▶ _Directions_
Transcribe the records exactly. Pictures do not belong in the transcription.
BEGIN Supplied data
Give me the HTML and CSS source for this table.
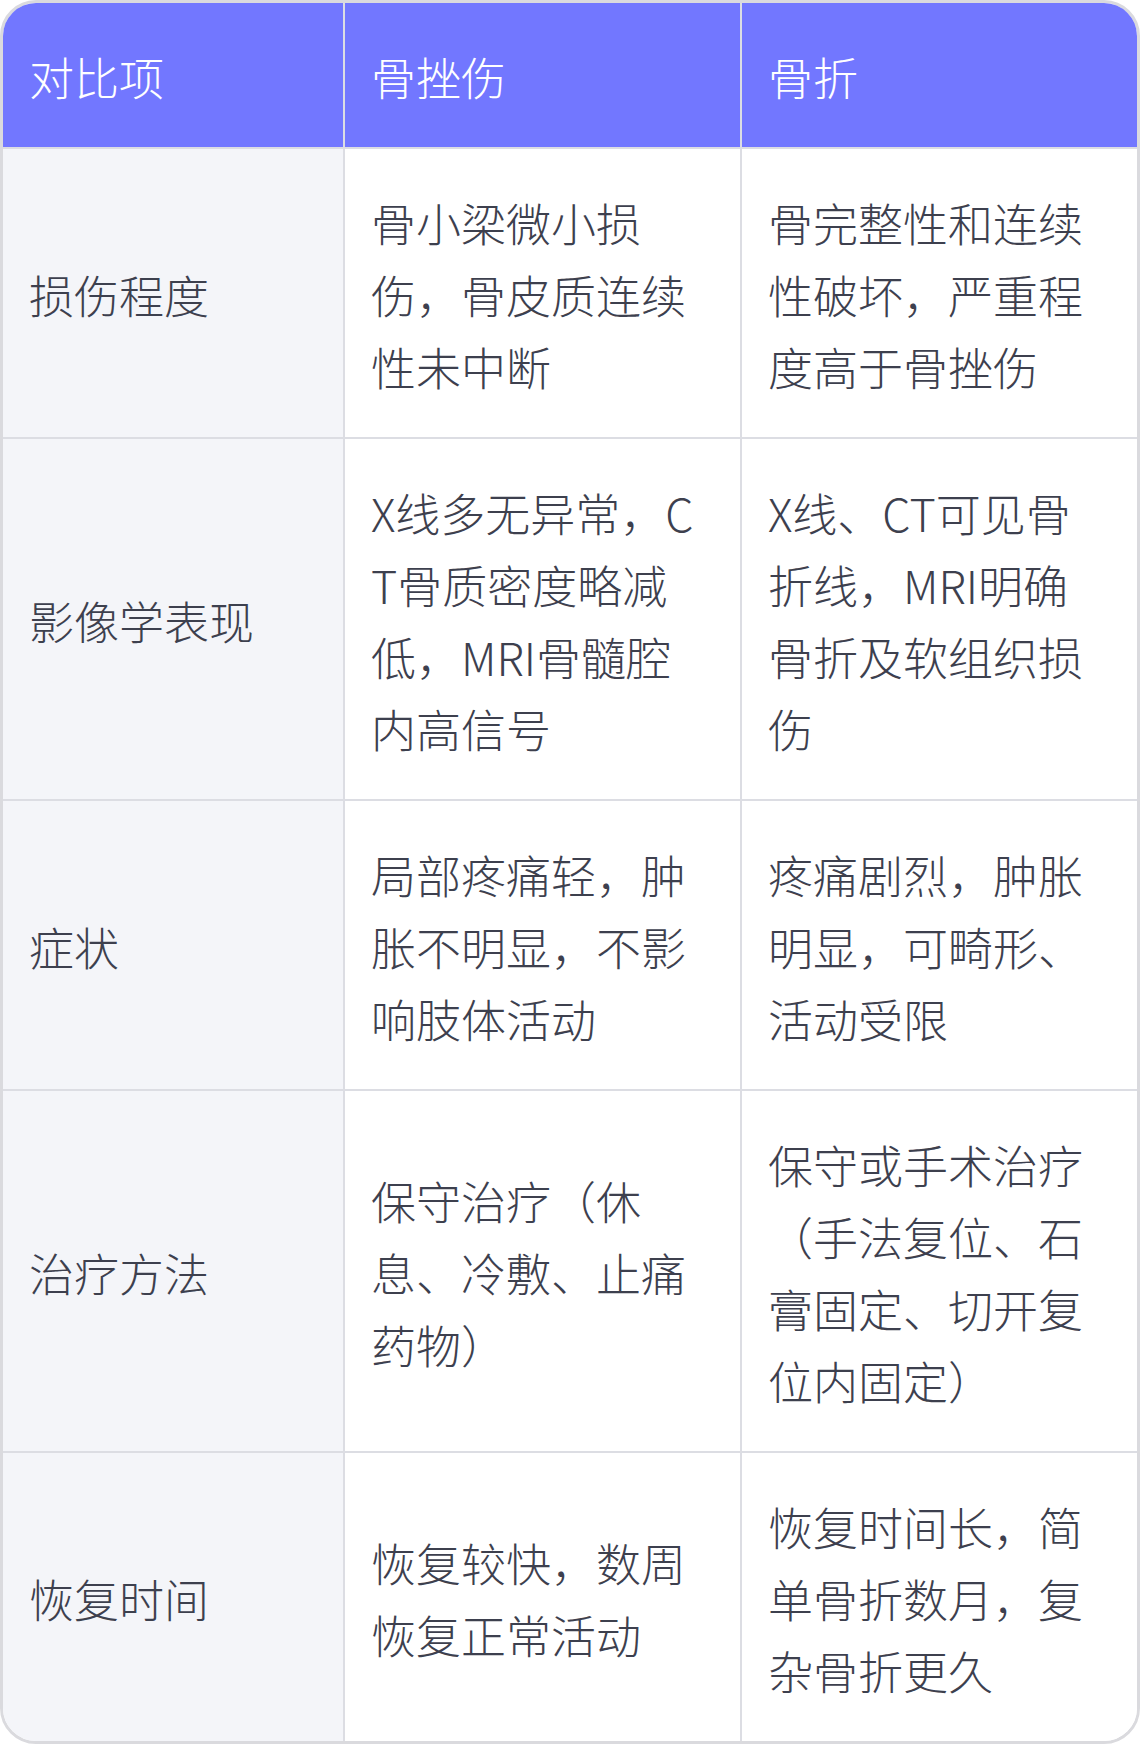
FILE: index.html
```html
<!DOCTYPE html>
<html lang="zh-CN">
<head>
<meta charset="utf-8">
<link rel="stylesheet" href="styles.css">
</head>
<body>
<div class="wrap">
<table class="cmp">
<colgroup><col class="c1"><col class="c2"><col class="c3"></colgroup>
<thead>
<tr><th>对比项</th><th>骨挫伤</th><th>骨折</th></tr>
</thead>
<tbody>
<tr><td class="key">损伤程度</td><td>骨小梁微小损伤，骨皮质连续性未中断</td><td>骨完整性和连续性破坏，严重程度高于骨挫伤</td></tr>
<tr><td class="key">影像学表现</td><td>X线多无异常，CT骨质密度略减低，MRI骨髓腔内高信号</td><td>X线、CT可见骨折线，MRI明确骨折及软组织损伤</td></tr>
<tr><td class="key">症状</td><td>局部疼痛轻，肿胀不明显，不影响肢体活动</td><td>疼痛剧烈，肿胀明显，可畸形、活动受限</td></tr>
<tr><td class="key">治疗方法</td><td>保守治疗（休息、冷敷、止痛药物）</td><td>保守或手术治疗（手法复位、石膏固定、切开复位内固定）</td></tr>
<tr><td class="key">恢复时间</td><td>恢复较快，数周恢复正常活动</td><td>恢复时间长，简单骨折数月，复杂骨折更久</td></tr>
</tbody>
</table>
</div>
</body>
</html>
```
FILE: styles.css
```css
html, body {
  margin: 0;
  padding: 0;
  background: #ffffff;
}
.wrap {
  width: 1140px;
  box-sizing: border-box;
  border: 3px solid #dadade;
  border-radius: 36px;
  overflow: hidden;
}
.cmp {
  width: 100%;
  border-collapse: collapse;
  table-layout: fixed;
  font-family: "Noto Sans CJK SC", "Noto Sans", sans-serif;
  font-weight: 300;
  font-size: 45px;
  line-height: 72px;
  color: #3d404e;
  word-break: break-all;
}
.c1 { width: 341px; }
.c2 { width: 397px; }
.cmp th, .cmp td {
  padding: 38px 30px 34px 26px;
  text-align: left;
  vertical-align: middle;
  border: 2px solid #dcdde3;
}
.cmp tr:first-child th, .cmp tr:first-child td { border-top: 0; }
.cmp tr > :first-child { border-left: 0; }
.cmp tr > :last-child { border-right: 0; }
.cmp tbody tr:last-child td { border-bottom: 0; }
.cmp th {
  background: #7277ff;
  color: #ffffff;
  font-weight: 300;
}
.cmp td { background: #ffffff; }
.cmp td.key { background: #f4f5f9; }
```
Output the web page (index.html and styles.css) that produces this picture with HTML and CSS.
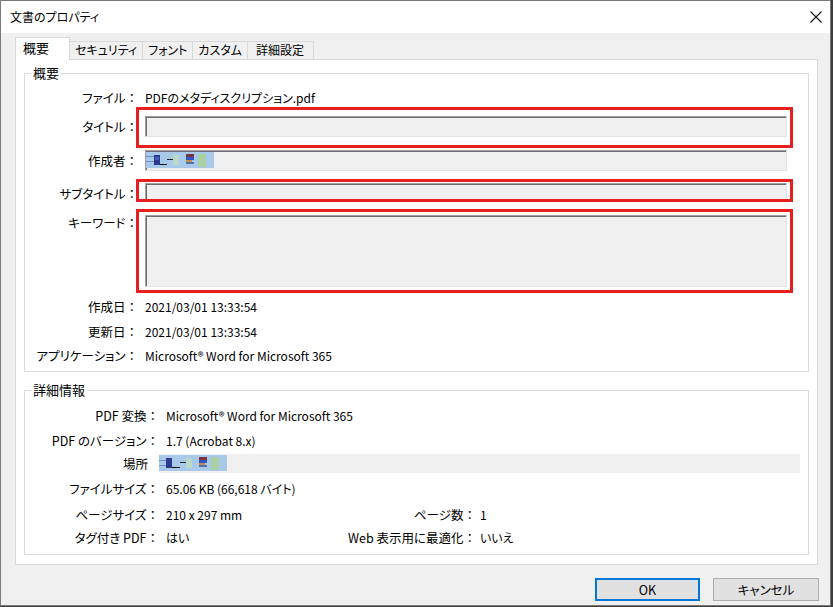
END Supplied data
▶ _Final result_
Give me the HTML and CSS source for this table.
FILE: index.html
```html
<!DOCTYPE html>
<html lang="zh-CN">
<head>
<meta charset="utf-8">
<link rel="stylesheet" href="styles.css">
</head>
<body>
<div class="wrap">
<table class="cmp">
<colgroup><col class="c1"><col class="c2"><col class="c3"></colgroup>
<thead>
<tr><th>对比项</th><th>骨挫伤</th><th>骨折</th></tr>
</thead>
<tbody>
<tr><td class="key">损伤程度</td><td>骨小梁微小损伤，骨皮质连续性未中断</td><td>骨完整性和连续性破坏，严重程度高于骨挫伤</td></tr>
<tr><td class="key">影像学表现</td><td>X线多无异常，CT骨质密度略减低，MRI骨髓腔内高信号</td><td>X线、CT可见骨折线，MRI明确骨折及软组织损伤</td></tr>
<tr><td class="key">症状</td><td>局部疼痛轻，肿胀不明显，不影响肢体活动</td><td>疼痛剧烈，肿胀明显，可畸形、活动受限</td></tr>
<tr><td class="key">治疗方法</td><td>保守治疗（休息、冷敷、止痛药物）</td><td>保守或手术治疗（手法复位、石膏固定、切开复位内固定）</td></tr>
<tr><td class="key">恢复时间</td><td>恢复较快，数周恢复正常活动</td><td>恢复时间长，简单骨折数月，复杂骨折更久</td></tr>
</tbody>
</table>
</div>
</body>
</html>
```
FILE: styles.css
```css
html, body {
  margin: 0;
  padding: 0;
  background: #ffffff;
}
.wrap {
  width: 1140px;
  box-sizing: border-box;
  border: 3px solid #dadade;
  border-radius: 36px;
  overflow: hidden;
}
.cmp {
  width: 100%;
  border-collapse: collapse;
  table-layout: fixed;
  font-family: "Noto Sans CJK SC", "Noto Sans", sans-serif;
  font-weight: 300;
  font-size: 45px;
  line-height: 72px;
  color: #3d404e;
  word-break: break-all;
}
.c1 { width: 341px; }
.c2 { width: 397px; }
.cmp th, .cmp td {
  padding: 38px 30px 34px 26px;
  text-align: left;
  vertical-align: middle;
  border: 2px solid #dcdde3;
}
.cmp tr:first-child th, .cmp tr:first-child td { border-top: 0; }
.cmp tr > :first-child { border-left: 0; }
.cmp tr > :last-child { border-right: 0; }
.cmp tbody tr:last-child td { border-bottom: 0; }
.cmp th {
  background: #7277ff;
  color: #ffffff;
  font-weight: 300;
}
.cmp td { background: #ffffff; }
.cmp td.key { background: #f4f5f9; }
```
Output the web page (index.html and styles.css) that produces this picture with HTML and CSS.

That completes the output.